**Problem description:** Note how many lines hold the string "table" and give that number without any other words.

**Supplied data:**
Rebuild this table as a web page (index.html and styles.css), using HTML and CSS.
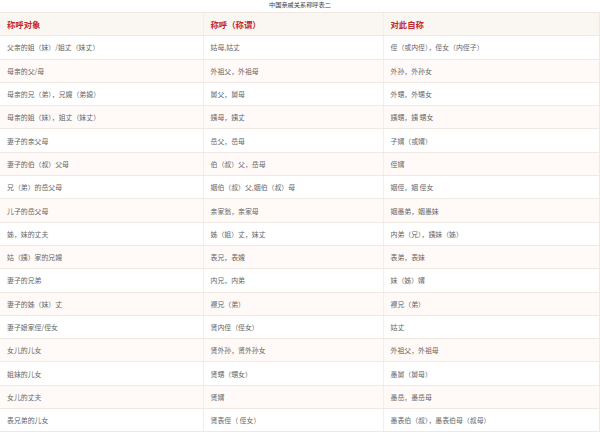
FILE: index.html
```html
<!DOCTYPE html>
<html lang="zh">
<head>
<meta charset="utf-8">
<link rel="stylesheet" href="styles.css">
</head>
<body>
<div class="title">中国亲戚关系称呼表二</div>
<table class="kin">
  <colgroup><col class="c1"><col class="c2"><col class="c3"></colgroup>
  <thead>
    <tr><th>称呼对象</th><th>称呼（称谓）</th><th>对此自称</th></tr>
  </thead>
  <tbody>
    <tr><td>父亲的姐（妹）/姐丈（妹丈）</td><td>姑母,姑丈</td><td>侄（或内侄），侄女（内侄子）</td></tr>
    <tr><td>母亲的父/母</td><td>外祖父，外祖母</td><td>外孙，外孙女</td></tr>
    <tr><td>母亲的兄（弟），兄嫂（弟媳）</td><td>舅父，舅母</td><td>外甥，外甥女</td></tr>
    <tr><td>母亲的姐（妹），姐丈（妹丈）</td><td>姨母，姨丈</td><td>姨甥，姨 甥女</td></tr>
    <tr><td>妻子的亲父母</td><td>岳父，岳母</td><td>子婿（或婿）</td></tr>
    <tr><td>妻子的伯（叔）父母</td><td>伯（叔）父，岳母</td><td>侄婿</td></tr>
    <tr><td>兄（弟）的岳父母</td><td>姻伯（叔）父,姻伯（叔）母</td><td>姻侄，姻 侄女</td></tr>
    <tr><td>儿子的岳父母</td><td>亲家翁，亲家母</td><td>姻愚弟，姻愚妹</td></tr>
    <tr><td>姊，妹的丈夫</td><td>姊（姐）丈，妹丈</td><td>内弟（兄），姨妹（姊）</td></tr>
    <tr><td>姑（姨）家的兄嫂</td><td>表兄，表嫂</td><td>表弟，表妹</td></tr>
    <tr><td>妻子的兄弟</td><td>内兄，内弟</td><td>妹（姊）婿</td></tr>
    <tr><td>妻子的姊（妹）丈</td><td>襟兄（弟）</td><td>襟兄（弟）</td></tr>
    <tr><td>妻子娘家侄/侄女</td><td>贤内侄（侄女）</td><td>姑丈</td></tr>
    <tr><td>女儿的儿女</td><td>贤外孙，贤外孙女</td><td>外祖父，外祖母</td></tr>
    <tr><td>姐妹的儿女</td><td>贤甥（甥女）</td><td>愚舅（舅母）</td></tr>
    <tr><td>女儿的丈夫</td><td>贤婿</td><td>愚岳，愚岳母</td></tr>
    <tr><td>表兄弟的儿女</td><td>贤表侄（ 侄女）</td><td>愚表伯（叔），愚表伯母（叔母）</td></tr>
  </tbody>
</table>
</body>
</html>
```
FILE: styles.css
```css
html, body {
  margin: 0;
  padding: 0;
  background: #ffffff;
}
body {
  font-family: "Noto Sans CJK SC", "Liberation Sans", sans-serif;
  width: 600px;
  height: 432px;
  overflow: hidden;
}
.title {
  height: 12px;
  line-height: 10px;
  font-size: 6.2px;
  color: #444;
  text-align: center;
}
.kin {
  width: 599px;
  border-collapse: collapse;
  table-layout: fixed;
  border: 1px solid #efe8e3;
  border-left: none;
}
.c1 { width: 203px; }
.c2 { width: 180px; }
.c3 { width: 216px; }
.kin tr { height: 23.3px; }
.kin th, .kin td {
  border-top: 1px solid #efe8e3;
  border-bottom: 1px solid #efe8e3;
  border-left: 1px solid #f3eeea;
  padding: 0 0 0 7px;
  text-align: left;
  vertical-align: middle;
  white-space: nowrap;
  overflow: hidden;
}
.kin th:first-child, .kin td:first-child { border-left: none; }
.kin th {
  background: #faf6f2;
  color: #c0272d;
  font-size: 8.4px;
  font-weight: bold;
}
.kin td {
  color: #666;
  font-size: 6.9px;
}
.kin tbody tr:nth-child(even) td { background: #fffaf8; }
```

**Result of this task:** 4